_EXERCISE AIM_: Please copy every line of the records below that holds the word "page".

_DATA LISTING_:

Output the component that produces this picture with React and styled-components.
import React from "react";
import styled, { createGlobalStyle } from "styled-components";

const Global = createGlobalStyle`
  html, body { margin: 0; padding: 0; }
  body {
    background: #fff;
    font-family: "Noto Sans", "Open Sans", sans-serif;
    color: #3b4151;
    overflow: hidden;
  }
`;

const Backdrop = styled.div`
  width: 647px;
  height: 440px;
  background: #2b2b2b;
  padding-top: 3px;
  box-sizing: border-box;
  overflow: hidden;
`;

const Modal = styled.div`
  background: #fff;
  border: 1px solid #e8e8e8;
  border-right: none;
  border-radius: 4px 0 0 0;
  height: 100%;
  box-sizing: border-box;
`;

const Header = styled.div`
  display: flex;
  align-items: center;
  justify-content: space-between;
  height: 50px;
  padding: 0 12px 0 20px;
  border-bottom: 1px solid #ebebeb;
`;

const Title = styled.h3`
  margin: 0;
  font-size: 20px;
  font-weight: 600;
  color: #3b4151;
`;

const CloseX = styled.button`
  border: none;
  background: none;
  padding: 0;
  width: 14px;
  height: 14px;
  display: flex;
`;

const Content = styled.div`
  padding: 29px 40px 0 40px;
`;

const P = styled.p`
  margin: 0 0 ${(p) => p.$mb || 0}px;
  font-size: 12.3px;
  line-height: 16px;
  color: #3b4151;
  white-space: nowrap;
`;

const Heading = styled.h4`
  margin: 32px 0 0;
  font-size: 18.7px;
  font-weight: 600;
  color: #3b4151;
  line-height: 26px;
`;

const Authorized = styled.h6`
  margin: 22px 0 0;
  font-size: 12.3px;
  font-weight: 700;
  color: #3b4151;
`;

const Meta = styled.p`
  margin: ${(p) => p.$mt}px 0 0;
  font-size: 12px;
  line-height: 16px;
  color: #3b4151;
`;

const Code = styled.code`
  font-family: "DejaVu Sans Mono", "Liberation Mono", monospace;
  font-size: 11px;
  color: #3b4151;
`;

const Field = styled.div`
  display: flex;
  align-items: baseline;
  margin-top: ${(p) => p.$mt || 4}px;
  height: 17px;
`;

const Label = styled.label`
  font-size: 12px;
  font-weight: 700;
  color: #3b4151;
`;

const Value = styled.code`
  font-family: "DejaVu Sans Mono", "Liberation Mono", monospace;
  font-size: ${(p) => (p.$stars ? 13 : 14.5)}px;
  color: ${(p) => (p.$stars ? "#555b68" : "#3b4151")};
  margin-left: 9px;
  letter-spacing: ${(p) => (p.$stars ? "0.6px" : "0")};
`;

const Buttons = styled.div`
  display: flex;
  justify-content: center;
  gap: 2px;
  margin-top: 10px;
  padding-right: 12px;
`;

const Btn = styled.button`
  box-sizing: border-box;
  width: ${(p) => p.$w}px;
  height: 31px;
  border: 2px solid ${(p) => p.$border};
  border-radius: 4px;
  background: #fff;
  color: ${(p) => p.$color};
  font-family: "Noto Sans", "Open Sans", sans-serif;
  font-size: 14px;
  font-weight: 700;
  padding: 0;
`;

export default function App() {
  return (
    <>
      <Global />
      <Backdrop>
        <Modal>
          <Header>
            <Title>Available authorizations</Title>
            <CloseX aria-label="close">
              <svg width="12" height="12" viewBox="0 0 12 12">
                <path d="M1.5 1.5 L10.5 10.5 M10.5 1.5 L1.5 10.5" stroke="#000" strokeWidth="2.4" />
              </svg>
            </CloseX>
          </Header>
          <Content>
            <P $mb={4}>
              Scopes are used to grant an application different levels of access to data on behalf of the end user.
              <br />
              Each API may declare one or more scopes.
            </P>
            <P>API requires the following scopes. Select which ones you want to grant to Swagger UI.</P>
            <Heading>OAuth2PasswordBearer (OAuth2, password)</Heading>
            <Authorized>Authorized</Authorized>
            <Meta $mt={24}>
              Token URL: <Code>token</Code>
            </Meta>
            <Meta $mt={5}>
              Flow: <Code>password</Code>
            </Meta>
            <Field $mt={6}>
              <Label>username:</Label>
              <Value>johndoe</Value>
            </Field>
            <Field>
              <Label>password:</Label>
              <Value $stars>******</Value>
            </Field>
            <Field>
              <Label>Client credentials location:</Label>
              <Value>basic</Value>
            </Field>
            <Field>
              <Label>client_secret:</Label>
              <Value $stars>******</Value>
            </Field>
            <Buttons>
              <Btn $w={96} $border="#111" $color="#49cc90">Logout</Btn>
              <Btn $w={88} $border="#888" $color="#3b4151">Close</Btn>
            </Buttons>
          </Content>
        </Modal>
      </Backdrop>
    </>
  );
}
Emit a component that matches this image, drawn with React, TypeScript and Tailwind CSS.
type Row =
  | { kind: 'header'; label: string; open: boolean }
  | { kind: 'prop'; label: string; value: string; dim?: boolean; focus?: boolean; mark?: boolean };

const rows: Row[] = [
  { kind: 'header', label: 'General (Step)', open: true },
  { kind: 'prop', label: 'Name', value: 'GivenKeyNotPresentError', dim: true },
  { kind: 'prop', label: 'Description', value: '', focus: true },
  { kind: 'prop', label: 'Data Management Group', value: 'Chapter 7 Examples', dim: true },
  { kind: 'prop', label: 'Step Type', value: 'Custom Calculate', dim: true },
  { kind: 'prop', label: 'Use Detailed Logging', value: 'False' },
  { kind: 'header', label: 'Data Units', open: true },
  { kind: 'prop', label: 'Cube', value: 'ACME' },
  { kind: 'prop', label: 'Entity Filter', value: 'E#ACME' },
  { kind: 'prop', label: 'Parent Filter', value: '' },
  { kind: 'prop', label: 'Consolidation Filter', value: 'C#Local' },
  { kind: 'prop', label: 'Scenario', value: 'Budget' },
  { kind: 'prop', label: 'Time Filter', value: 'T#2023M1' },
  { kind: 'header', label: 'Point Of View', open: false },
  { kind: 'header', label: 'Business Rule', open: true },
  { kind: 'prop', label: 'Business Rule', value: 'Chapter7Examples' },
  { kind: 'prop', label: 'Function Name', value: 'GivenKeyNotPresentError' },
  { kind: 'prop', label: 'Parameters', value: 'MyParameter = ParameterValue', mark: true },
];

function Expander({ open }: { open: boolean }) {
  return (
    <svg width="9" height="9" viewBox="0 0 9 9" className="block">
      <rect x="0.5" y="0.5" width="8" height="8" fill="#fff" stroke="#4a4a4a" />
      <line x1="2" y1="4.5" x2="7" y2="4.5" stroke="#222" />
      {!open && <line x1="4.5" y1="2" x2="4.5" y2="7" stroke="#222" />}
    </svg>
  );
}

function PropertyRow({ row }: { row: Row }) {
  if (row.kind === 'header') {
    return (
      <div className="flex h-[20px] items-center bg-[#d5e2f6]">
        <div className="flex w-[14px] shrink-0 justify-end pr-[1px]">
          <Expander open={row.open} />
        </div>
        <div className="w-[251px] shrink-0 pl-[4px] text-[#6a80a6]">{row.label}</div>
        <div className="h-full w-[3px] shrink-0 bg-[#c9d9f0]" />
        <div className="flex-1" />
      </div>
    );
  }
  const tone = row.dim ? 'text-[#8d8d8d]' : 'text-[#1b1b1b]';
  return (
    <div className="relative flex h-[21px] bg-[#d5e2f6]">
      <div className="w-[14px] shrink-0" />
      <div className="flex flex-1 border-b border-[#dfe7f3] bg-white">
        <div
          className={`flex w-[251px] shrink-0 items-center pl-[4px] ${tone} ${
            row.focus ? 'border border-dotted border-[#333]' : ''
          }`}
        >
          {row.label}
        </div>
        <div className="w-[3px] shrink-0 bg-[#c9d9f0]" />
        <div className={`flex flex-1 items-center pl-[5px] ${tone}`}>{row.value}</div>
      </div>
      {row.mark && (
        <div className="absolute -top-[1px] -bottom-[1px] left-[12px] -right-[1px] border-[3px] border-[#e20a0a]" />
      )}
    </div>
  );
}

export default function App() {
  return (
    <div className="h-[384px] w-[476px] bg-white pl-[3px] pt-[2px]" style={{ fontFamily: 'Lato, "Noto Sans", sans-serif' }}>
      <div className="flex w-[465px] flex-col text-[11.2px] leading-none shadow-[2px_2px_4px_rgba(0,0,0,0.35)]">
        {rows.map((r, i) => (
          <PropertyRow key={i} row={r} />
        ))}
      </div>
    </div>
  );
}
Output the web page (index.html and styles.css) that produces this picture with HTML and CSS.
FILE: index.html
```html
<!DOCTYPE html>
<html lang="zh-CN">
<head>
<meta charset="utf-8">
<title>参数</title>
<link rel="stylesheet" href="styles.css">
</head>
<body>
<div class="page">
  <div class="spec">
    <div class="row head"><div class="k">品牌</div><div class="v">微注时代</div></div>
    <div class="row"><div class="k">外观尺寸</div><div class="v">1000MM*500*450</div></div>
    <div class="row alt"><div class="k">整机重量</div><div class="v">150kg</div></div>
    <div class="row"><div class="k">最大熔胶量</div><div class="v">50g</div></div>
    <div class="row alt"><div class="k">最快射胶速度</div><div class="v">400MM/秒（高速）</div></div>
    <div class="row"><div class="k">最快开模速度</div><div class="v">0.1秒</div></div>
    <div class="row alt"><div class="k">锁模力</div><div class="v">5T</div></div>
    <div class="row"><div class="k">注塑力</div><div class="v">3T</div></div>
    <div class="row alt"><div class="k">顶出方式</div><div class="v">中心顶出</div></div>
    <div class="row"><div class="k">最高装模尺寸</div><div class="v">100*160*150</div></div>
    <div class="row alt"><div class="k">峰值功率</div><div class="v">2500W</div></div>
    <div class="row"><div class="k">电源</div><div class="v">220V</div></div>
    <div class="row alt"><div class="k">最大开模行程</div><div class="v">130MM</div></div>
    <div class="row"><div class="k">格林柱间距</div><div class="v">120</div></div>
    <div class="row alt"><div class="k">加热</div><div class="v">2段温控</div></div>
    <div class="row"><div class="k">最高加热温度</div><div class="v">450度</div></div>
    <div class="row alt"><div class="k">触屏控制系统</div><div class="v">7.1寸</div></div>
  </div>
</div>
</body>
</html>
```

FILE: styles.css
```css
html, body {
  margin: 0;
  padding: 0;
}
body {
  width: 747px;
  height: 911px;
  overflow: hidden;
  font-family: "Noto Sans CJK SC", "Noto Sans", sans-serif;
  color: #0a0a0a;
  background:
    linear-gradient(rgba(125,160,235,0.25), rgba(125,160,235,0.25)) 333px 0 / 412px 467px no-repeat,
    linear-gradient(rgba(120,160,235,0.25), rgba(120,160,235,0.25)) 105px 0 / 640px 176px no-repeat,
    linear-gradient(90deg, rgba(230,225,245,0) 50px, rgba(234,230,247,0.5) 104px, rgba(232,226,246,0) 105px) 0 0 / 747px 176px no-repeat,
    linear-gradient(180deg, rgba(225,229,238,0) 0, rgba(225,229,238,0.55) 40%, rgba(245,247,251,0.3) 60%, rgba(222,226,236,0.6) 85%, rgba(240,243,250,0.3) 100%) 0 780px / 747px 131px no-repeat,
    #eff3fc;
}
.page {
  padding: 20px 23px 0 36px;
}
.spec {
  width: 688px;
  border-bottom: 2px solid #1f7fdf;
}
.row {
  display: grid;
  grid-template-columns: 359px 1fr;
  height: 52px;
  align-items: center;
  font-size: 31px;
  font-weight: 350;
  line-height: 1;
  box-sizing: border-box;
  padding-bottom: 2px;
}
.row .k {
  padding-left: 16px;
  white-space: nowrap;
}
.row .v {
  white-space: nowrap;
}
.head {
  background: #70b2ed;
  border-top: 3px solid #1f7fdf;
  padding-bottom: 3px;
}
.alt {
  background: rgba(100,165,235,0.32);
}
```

_EXERCISE SOLUTION_:
Output the web page (index.html and styles.css) that produces this picture with HTML and CSS.
<div class="page">
.page {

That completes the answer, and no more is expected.